▸ **Data entries**
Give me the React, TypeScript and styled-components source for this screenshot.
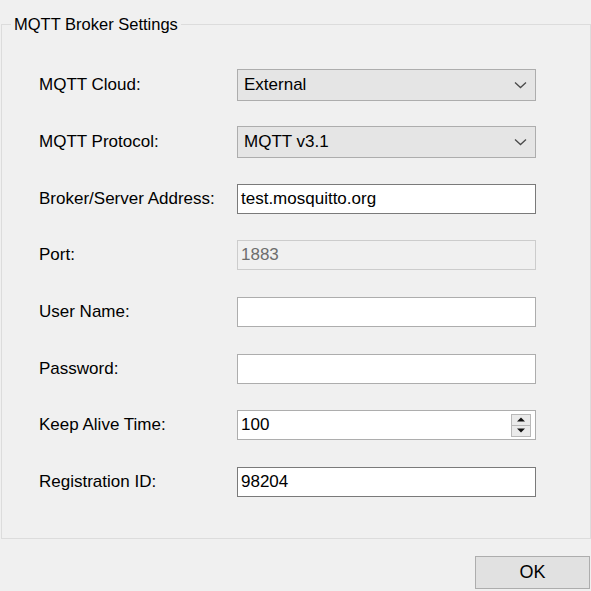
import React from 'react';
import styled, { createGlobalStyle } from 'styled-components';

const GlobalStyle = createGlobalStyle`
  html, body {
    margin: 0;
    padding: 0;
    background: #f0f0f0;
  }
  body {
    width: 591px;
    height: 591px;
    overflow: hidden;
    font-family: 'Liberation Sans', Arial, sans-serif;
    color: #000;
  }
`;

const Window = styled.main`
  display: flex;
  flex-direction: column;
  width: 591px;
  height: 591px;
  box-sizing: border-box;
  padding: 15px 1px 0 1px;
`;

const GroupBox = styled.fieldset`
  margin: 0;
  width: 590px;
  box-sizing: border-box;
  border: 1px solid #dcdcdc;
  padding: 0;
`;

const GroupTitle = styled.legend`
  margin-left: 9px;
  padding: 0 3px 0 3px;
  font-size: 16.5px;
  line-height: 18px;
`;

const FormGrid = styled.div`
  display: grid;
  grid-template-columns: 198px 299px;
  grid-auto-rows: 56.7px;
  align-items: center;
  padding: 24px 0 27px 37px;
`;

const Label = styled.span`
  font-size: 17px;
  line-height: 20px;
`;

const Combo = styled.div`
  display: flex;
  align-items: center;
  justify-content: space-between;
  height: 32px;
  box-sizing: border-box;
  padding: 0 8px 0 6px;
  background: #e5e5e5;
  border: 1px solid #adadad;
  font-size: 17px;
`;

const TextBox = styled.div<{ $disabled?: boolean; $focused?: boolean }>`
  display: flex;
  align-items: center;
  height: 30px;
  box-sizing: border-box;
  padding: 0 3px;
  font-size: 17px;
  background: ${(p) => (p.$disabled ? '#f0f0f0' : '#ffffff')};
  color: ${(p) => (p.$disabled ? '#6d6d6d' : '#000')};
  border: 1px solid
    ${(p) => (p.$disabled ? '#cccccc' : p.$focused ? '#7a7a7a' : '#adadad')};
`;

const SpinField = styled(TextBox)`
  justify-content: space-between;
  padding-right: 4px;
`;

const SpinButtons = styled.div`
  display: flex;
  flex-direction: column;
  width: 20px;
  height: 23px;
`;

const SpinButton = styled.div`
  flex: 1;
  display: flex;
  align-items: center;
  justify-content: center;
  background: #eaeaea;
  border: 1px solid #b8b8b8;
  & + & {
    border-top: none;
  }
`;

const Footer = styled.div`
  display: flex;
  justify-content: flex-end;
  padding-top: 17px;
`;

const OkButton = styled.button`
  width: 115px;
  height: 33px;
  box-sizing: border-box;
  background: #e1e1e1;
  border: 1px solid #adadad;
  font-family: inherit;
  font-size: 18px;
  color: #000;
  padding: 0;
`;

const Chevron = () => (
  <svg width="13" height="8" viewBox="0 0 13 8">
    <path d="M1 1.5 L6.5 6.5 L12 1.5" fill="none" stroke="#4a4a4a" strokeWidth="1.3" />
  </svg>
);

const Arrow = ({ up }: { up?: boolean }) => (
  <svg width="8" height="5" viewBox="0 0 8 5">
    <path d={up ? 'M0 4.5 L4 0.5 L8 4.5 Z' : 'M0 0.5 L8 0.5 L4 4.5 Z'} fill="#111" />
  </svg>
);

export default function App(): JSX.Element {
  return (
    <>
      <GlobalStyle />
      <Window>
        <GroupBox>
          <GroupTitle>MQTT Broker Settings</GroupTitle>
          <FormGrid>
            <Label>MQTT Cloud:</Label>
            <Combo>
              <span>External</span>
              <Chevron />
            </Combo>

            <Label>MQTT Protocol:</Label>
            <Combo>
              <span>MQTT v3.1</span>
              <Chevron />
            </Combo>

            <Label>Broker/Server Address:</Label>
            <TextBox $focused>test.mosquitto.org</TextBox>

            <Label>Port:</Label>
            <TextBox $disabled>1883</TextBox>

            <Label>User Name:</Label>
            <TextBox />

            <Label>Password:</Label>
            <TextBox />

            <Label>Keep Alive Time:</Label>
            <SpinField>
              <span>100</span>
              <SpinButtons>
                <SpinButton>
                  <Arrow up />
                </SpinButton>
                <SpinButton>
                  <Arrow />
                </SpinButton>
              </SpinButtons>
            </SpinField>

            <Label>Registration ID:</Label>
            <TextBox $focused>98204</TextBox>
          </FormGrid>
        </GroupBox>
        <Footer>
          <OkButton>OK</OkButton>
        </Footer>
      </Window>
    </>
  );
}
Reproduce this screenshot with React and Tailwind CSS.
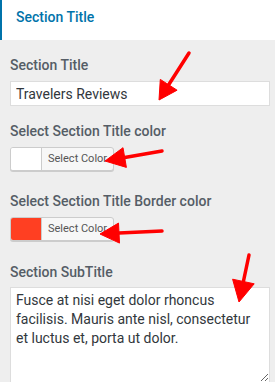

▸ **Set task**
Restate the whole listing above exactly, please, omitting every image.

▸ **Complete output**
Give me the React, TypeScript and styled-components source for this screenshot.
import React from 'react';
import styled, { createGlobalStyle } from 'styled-components';

const GlobalStyle = createGlobalStyle`
  html, body {
    margin: 0;
    padding: 0;
    background: #f0f0f0;
  }
  body {
    width: 591px;
    height: 591px;
    overflow: hidden;
    font-family: 'Liberation Sans', Arial, sans-serif;
    color: #000;
  }
`;

const Window = styled.main`
  display: flex;
  flex-direction: column;
  width: 591px;
  height: 591px;
  box-sizing: border-box;
  padding: 15px 1px 0 1px;
`;

const GroupBox = styled.fieldset`
  margin: 0;
  width: 590px;
  box-sizing: border-box;
  border: 1px solid #dcdcdc;
  padding: 0;
`;

const GroupTitle = styled.legend`
  margin-left: 9px;
  padding: 0 3px 0 3px;
  font-size: 16.5px;
  line-height: 18px;
`;

const FormGrid = styled.div`
  display: grid;
  grid-template-columns: 198px 299px;
  grid-auto-rows: 56.7px;
  align-items: center;
  padding: 24px 0 27px 37px;
`;

const Label = styled.span`
  font-size: 17px;
  line-height: 20px;
`;

const Combo = styled.div`
  display: flex;
  align-items: center;
  justify-content: space-between;
  height: 32px;
  box-sizing: border-box;
  padding: 0 8px 0 6px;
  background: #e5e5e5;
  border: 1px solid #adadad;
  font-size: 17px;
`;

const TextBox = styled.div<{ $disabled?: boolean; $focused?: boolean }>`
  display: flex;
  align-items: center;
  height: 30px;
  box-sizing: border-box;
  padding: 0 3px;
  font-size: 17px;
  background: ${(p) => (p.$disabled ? '#f0f0f0' : '#ffffff')};
  color: ${(p) => (p.$disabled ? '#6d6d6d' : '#000')};
  border: 1px solid
    ${(p) => (p.$disabled ? '#cccccc' : p.$focused ? '#7a7a7a' : '#adadad')};
`;

const SpinField = styled(TextBox)`
  justify-content: space-between;
  padding-right: 4px;
`;

const SpinButtons = styled.div`
  display: flex;
  flex-direction: column;
  width: 20px;
  height: 23px;
`;

const SpinButton = styled.div`
  flex: 1;
  display: flex;
  align-items: center;
  justify-content: center;
  background: #eaeaea;
  border: 1px solid #b8b8b8;
  & + & {
    border-top: none;
  }
`;

const Footer = styled.div`
  display: flex;
  justify-content: flex-end;
  padding-top: 17px;
`;

const OkButton = styled.button`
  width: 115px;
  height: 33px;
  box-sizing: border-box;
  background: #e1e1e1;
  border: 1px solid #adadad;
  font-family: inherit;
  font-size: 18px;
  color: #000;
  padding: 0;
`;

const Chevron = () => (
  <svg width="13" height="8" viewBox="0 0 13 8">
    <path d="M1 1.5 L6.5 6.5 L12 1.5" fill="none" stroke="#4a4a4a" strokeWidth="1.3" />
  </svg>
);

const Arrow = ({ up }: { up?: boolean }) => (
  <svg width="8" height="5" viewBox="0 0 8 5">
    <path d={up ? 'M0 4.5 L4 0.5 L8 4.5 Z' : 'M0 0.5 L8 0.5 L4 4.5 Z'} fill="#111" />
  </svg>
);

export default function App(): JSX.Element {
  return (
    <>
      <GlobalStyle />
      <Window>
        <GroupBox>
          <GroupTitle>MQTT Broker Settings</GroupTitle>
          <FormGrid>
            <Label>MQTT Cloud:</Label>
            <Combo>
              <span>External</span>
              <Chevron />
            </Combo>

            <Label>MQTT Protocol:</Label>
            <Combo>
              <span>MQTT v3.1</span>
              <Chevron />
            </Combo>

            <Label>Broker/Server Address:</Label>
            <TextBox $focused>test.mosquitto.org</TextBox>

            <Label>Port:</Label>
            <TextBox $disabled>1883</TextBox>

            <Label>User Name:</Label>
            <TextBox />

            <Label>Password:</Label>
            <TextBox />

            <Label>Keep Alive Time:</Label>
            <SpinField>
              <span>100</span>
              <SpinButtons>
                <SpinButton>
                  <Arrow up />
                </SpinButton>
                <SpinButton>
                  <Arrow />
                </SpinButton>
              </SpinButtons>
            </SpinField>

            <Label>Registration ID:</Label>
            <TextBox $focused>98204</TextBox>
          </FormGrid>
        </GroupBox>
        <Footer>
          <OkButton>OK</OkButton>
        </Footer>
      </Window>
    </>
  );
}
Reproduce this screenshot with React and Tailwind CSS.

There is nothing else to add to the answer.